ABOOK Jul 2014 Payrolls LF

I have marked in blue brackets above where population growth was the same as 2013-14. In case it wasn’t fully clear from just that, the figures bear out that population is not the primary variable explaining labor force changes.

ABOOK Jul 2014 Population LF

Clearly there is little correlation between the population and labor force at the margins. Viewed chronologically, that leaves little doubt that there is a heavy economic factor in determining changes in the labor force.

ABOOK Jul 2014 Payrolls LF Y-Y

For the second time since the middle of last year, when the economy clearly started decelerating into a disastrous start to 2014, the labor force is below its prior year level. Such shrinkage is highly irregular and has only been associated with the opposite of what the Establishment Survey shows. The fact that this has persisted for so long now argues for something more than temporary.

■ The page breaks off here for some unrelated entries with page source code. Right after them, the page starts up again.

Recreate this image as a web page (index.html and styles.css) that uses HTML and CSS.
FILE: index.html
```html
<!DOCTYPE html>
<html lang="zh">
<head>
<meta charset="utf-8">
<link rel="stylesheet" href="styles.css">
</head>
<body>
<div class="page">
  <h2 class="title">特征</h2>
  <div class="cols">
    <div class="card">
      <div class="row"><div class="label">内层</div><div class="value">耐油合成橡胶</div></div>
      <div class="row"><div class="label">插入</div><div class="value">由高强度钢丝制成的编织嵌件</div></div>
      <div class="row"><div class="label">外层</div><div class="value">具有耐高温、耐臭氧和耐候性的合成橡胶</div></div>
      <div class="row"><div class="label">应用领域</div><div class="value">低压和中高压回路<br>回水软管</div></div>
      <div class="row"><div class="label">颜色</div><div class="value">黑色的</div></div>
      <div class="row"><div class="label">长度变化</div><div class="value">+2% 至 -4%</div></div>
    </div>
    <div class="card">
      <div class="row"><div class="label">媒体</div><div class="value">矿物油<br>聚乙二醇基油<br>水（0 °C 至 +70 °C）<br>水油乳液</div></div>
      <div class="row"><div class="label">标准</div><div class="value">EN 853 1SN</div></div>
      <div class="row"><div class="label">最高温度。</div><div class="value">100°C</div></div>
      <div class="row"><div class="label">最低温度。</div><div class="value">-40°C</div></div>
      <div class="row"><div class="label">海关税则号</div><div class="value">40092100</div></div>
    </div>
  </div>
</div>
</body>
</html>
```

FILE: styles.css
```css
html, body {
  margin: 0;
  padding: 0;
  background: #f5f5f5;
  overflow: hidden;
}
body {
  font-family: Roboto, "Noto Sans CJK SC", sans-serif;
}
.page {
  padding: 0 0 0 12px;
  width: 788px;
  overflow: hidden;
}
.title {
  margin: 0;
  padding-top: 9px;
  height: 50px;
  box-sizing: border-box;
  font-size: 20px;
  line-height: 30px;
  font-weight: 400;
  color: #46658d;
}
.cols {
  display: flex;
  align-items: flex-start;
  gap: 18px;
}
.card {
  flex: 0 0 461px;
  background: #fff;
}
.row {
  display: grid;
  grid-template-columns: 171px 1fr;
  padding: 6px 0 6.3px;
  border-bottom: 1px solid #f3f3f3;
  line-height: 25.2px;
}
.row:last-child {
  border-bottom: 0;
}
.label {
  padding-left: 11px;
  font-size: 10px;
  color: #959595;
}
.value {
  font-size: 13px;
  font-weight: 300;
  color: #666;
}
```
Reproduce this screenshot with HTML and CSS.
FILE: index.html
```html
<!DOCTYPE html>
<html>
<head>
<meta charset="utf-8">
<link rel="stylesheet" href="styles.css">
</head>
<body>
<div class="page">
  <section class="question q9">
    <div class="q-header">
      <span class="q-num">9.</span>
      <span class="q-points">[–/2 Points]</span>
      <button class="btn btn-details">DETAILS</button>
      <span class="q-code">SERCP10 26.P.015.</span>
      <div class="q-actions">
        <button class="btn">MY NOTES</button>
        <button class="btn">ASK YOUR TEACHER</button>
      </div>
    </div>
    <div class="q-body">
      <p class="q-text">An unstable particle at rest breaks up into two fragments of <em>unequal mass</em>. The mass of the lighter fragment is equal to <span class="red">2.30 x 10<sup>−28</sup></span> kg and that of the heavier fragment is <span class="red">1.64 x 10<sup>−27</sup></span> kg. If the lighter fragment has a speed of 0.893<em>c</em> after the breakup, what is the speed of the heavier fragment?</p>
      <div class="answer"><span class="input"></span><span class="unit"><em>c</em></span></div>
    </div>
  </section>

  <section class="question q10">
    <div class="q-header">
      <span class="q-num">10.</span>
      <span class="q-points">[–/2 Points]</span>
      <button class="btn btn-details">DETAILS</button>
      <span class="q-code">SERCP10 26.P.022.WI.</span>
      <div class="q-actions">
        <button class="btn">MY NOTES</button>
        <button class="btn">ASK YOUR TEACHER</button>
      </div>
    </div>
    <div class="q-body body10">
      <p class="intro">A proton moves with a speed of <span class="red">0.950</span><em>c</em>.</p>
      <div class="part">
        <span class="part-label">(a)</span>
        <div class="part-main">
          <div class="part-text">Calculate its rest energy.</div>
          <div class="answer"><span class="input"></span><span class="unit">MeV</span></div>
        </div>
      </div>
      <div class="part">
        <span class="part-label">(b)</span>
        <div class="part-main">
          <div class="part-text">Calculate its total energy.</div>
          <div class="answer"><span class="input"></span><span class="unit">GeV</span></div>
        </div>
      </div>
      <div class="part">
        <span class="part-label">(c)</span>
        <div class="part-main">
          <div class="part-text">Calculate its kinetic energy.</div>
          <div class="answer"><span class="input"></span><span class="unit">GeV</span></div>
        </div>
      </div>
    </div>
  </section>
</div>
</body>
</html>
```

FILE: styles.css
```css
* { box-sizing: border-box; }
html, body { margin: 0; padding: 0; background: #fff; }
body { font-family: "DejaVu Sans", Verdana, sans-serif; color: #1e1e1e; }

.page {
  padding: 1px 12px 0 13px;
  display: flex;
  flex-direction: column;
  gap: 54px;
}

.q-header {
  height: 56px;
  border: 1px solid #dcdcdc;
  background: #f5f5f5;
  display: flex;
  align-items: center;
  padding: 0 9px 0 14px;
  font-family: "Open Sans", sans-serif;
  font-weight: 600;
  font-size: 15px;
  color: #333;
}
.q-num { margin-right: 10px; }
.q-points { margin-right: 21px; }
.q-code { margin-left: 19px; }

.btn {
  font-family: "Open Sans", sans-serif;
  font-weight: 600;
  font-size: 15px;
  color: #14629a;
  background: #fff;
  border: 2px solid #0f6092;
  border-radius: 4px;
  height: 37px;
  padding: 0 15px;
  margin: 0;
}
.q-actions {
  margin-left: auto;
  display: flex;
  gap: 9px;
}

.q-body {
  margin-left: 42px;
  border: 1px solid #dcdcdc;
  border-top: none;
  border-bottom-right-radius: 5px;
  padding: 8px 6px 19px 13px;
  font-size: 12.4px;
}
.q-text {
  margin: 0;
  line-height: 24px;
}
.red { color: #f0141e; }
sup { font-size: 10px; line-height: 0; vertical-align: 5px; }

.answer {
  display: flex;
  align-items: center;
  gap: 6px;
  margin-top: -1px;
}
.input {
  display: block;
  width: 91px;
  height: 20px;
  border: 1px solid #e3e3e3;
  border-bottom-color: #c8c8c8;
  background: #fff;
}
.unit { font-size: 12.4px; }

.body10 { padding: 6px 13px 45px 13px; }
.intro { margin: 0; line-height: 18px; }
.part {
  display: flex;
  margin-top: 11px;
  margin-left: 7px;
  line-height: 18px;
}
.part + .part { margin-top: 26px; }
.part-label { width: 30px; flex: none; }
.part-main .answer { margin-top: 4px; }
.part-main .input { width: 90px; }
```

I find it increasingly difficult to see a strong labor market failing to entice new entrants to seek work, and to fail to do so in such spectacular fashion. Further corroboration of that fact is seen in the income estimates, which do not look at all like a robust improvement (more on that to come). Orthodox economists can reference labor “slack” as a condition for keeping earnings down, but the truth is that income growth was actually higher when supposed slack was greater. As the Establishment Survey and unemployment rate imply less slack, income growth falters?

ABOOK June 2014 Wages Income

There are far too many indications arguing against the Establishment Survey. It is alone in a sea of malaise and disrepair that should not exist if payrolls were actually growing as strongly as the mainstream interpretations of them. I see instead a statistical mirage, an inequality in the equations.